→ **What is needed**: Please transcribe the data that follows without the pictures, keeping every word the same.

→ **Dataset extract**:
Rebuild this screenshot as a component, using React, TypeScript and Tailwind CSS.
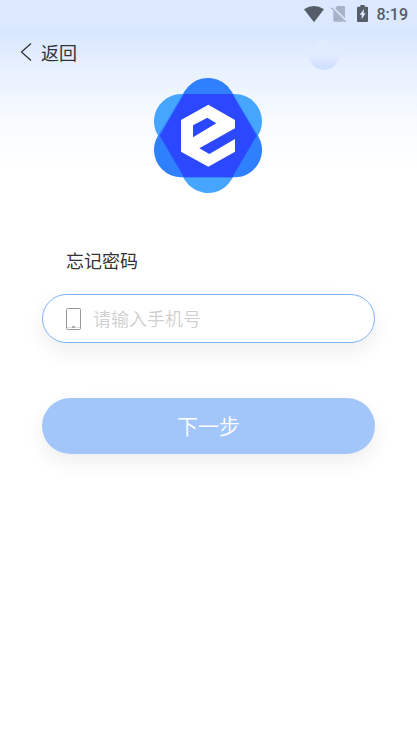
import { useState } from "react";

const StatusBar = () => (
  <div className="flex h-7 items-center justify-end pr-[9px] text-[#555d68]">
    {/* Wifi */}
    <svg width="20" height="16" viewBox="0 0 60 48" className="mr-[7px]" fill="currentColor" aria-hidden="true">
      <path d="M0 10 Q30 -10 60 10 L31 47 Q30 48 29 47 Z" />
    </svg>

    {/* No sim card */}
    <svg width="16" height="18" viewBox="0 0 48 54" className="mr-[10px]" aria-hidden="true">
      <path d="M19 3 H38 Q42 3 42 7 V40 L12 10 Z" fill="#a6b3c6" />
      <path d="M7 16 L39 48 Q38 50 36 50 H11 Q7 50 7 46 Z" fill="#a6b3c6" />
      <path d="M4 6 L46 48" stroke="#dbe8fe" strokeWidth="4" />
      <path d="M1 8 L44 51" stroke="#a6b3c6" strokeWidth="4" />
    </svg>

    {/* Charging battery */}
    <svg width="11" height="18" viewBox="0 0 33 54" className="mr-[9px]" aria-hidden="true">
      <path d="M10 0 H23 V5 H30 Q33 5 33 8 V48 Q33 51 30 51 H3 Q0 51 0 48 V8 Q0 5 3 5 H10 Z" fill="currentColor" />
      <path d="M21 12 L8 29 H14 V43 L26 25 H20 Z" fill="#dbe8fe" />
    </svg>

    <span className="pt-0.5 font-['Roboto',sans-serif] text-base leading-7 font-medium">8:19</span>
  </div>
);

const Logo = () => (
  <svg width="109" height="115" viewBox="27 24 327 345" role="img" aria-label="Logo">
    <path d="M109 154 H269 L189 287 Z" fill="#46a6ff" stroke="#46a6ff" strokeWidth="164" strokeLinejoin="round" />
    <path d="M189 106 L269 240 H109 Z" fill="#2e80ff" stroke="#2e80ff" strokeWidth="164" strokeLinejoin="round" />
    {/* where the two triangles overlap */}
    <path d="M117 72 H262 L335 197 L262 322 H117 L44 197 Z" fill="#2c48ff" />
    <path
      fill="#fff"
      fillRule="evenodd"
      d="M190 104 L270 150 V175 L163 235 L193 252 L270 207 V245 L190 290 L108 245 V150 Z M144 166 L187 143 L214 160 L144 202 Z"
    />
  </svg>
);

const App = () => {
  const [phone, setPhone] = useState("");

  return (
    <div className="min-h-screen bg-white bg-[linear-gradient(to_bottom,#dbe8ff_0px,#dbe8fe_26px,#d7e6fe_31px,#e9f1ff_70px,#f7faff_120px,#ffffff_168px)] font-['Noto_Sans_CJK_SC',sans-serif] text-[#333]">
      <StatusBar />

      {/* Header */}
      <header className="relative flex h-12 items-center px-5">
        <button type="button" className="flex items-center gap-[9px]">
          <svg width="12" height="20" viewBox="0 0 12 20" fill="none" stroke="currentColor" strokeWidth="1.3" aria-hidden="true">
            <path d="M11 1.5 L1.5 10 L11 18.5" />
          </svg>
          <span className="text-lg leading-7">返回</span>
        </button>
        <div className="absolute top-3 right-[78px] h-[30px] w-[30px] rounded-full bg-linear-to-b from-[#e1ecff] via-[#e1ebff] to-[#cddeff]" />
      </header>

      <main className="px-[42px]">
        <div className="flex justify-center pt-[2px]">
          <Logo />
        </div>

        <form onSubmit={(e) => e.preventDefault()}>
          <label htmlFor="phone" className="mt-[53px] block pl-6 text-lg leading-7">
            忘记密码
          </label>

          <div className="mt-5 flex h-[49px] items-center rounded-full border border-[#7fb2fb] bg-white px-[23px] shadow-[0_8px_20px_rgba(0,0,0,0.07)]">
            <svg width="15" height="22" viewBox="0 0 15 22" fill="none" stroke="#999" className="shrink-0" aria-hidden="true">
              <rect x="0.5" y="0.5" width="14" height="21" rx="1" />
              <path d="M1 19.5 H14" stroke="#ddd" />
              <path d="M6 19 H9" strokeWidth="1.5" />
            </svg>
            <input
              id="phone"
              type="tel"
              value={phone}
              onChange={(e) => setPhone(e.target.value)}
              placeholder="请输入手机号"
              className="ml-3 h-full w-full min-w-0 bg-transparent pb-0.5 text-lg font-[350] outline-none placeholder:text-[#d0d0d0]"
            />
          </div>

          <button
            type="submit"
            className="mt-[55px] h-14 w-full rounded-full bg-[#a3c6fa] text-[21px] font-[350] text-white shadow-[0_8px_20px_rgba(0,0,0,0.07)]"
          >
            下一步
          </button>
        </form>
      </main>
    </div>
  );
};

export default App;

→ **Complete answer**:
Rebuild this screenshot as a component, using React, TypeScript and Tailwind CSS.
import { useState } from "react";

const StatusBar = () => (
  <div className="flex h-7 items-center justify-end pr-[9px] text-[#555d68]">
    {/* Wifi */}
    <svg width="20" height="16" viewBox="0 0 60 48" className="mr-[7px]" fill="currentColor" aria-hidden="true">
      <path d="M0 10 Q30 -10 60 10 L31 47 Q30 48 29 47 Z" />
    </svg>

    {/* No sim card */}
    <svg width="16" height="18" viewBox="0 0 48 54" className="mr-[10px]" aria-hidden="true">
      <path d="M19 3 H38 Q42 3 42 7 V40 L12 10 Z" fill="#a6b3c6" />
      <path d="M7 16 L39 48 Q38 50 36 50 H11 Q7 50 7 46 Z" fill="#a6b3c6" />
      <path d="M4 6 L46 48" stroke="#dbe8fe" strokeWidth="4" />
      <path d="M1 8 L44 51" stroke="#a6b3c6" strokeWidth="4" />
    </svg>

    {/* Charging battery */}
    <svg width="11" height="18" viewBox="0 0 33 54" className="mr-[9px]" aria-hidden="true">
      <path d="M10 0 H23 V5 H30 Q33 5 33 8 V48 Q33 51 30 51 H3 Q0 51 0 48 V8 Q0 5 3 5 H10 Z" fill="currentColor" />
      <path d="M21 12 L8 29 H14 V43 L26 25 H20 Z" fill="#dbe8fe" />
    </svg>

    <span className="pt-0.5 font-['Roboto',sans-serif] text-base leading-7 font-medium">8:19</span>
  </div>
);

const Logo = () => (
  <svg width="109" height="115" viewBox="27 24 327 345" role="img" aria-label="Logo">
    <path d="M109 154 H269 L189 287 Z" fill="#46a6ff" stroke="#46a6ff" strokeWidth="164" strokeLinejoin="round" />
    <path d="M189 106 L269 240 H109 Z" fill="#2e80ff" stroke="#2e80ff" strokeWidth="164" strokeLinejoin="round" />
    {/* where the two triangles overlap */}
    <path d="M117 72 H262 L335 197 L262 322 H117 L44 197 Z" fill="#2c48ff" />
    <path
      fill="#fff"
      fillRule="evenodd"
      d="M190 104 L270 150 V175 L163 235 L193 252 L270 207 V245 L190 290 L108 245 V150 Z M144 166 L187 143 L214 160 L144 202 Z"
    />
  </svg>
);

const App = () => {
  const [phone, setPhone] = useState("");

  return (
    <div className="min-h-screen bg-white bg-[linear-gradient(to_bottom,#dbe8ff_0px,#dbe8fe_26px,#d7e6fe_31px,#e9f1ff_70px,#f7faff_120px,#ffffff_168px)] font-['Noto_Sans_CJK_SC',sans-serif] text-[#333]">
      <StatusBar />

      {/* Header */}
      <header className="relative flex h-12 items-center px-5">
        <button type="button" className="flex items-center gap-[9px]">
          <svg width="12" height="20" viewBox="0 0 12 20" fill="none" stroke="currentColor" strokeWidth="1.3" aria-hidden="true">
            <path d="M11 1.5 L1.5 10 L11 18.5" />
          </svg>
          <span className="text-lg leading-7">返回</span>
        </button>
        <div className="absolute top-3 right-[78px] h-[30px] w-[30px] rounded-full bg-linear-to-b from-[#e1ecff] via-[#e1ebff] to-[#cddeff]" />
      </header>

      <main className="px-[42px]">
        <div className="flex justify-center pt-[2px]">
          <Logo />
        </div>

        <form onSubmit={(e) => e.preventDefault()}>
          <label htmlFor="phone" className="mt-[53px] block pl-6 text-lg leading-7">
            忘记密码
          </label>

          <div className="mt-5 flex h-[49px] items-center rounded-full border border-[#7fb2fb] bg-white px-[23px] shadow-[0_8px_20px_rgba(0,0,0,0.07)]">
            <svg width="15" height="22" viewBox="0 0 15 22" fill="none" stroke="#999" className="shrink-0" aria-hidden="true">
              <rect x="0.5" y="0.5" width="14" height="21" rx="1" />
              <path d="M1 19.5 H14" stroke="#ddd" />
              <path d="M6 19 H9" strokeWidth="1.5" />
            </svg>
            <input
              id="phone"
              type="tel"
              value={phone}
              onChange={(e) => setPhone(e.target.value)}
              placeholder="请输入手机号"
              className="ml-3 h-full w-full min-w-0 bg-transparent pb-0.5 text-lg font-[350] outline-none placeholder:text-[#d0d0d0]"
            />
          </div>

          <button
            type="submit"
            className="mt-[55px] h-14 w-full rounded-full bg-[#a3c6fa] text-[21px] font-[350] text-white shadow-[0_8px_20px_rgba(0,0,0,0.07)]"
          >
            下一步
          </button>
        </form>
      </main>
    </div>
  );
};

export default App;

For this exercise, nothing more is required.